The early days of the 2003 Iraq War were bound to be a graveyard for military and political reputations, given the misperceptions and misjudgments behind America's ill-fated adventure in regime change and nation-building. But Franks, who commanded the invasion, made a bad situation worse.

Critics say that Franks and senior officials, such as Secretary of Defense Donald Rumsfeld, concocted an invasion plan that used too few troops. It wouldn't take a large force to slice through the ramshackle Iraqi army and topple Saddam Hussein, but securing a country the size of Iraq required a larger force.
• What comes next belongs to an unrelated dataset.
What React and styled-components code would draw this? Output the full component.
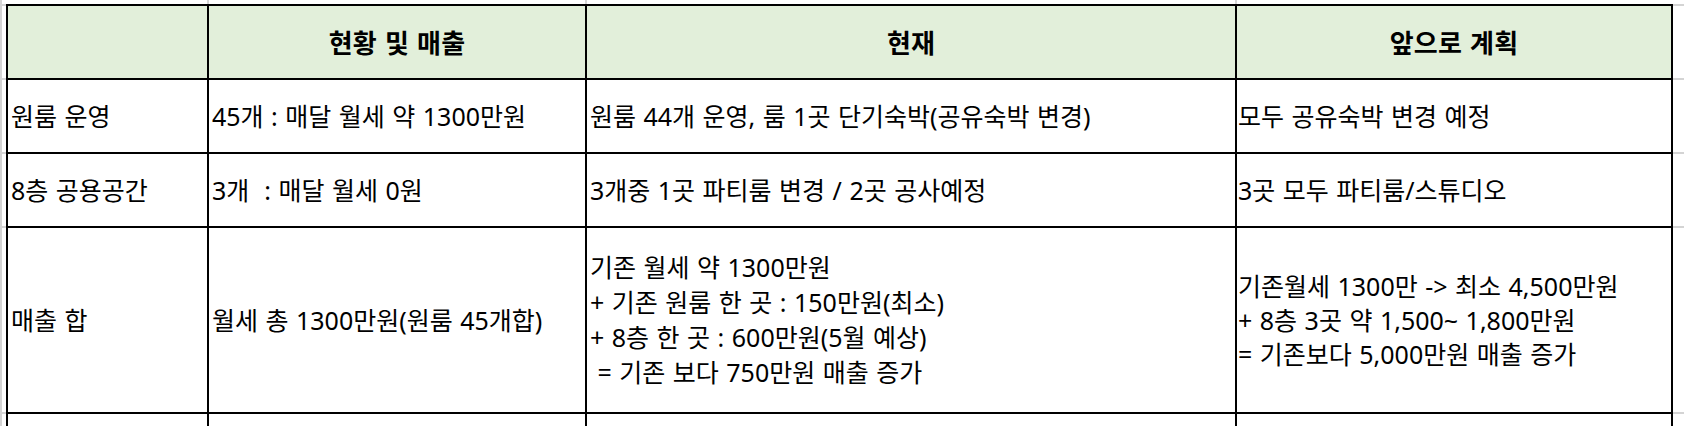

And what then? There appeared to be little serious planning for what would happen the day after Saddam was gone. Like it or not, the U.S. military would become the governing authority. If it couldn't or wouldn't govern the country, who would? America, the Middle East and the rest of the world are still reaping the consequences of those omissions.

Finally, when it comes to bad generals, let us remember Truman's immortal words about firing MacArthur:

I fired him because he wouldn't respect the authority of the President. I didn't fire him because he was a dumb son of a bitch, although he was, but that's not against the law for generals. If it was, half to three-quarters of them would be in jail.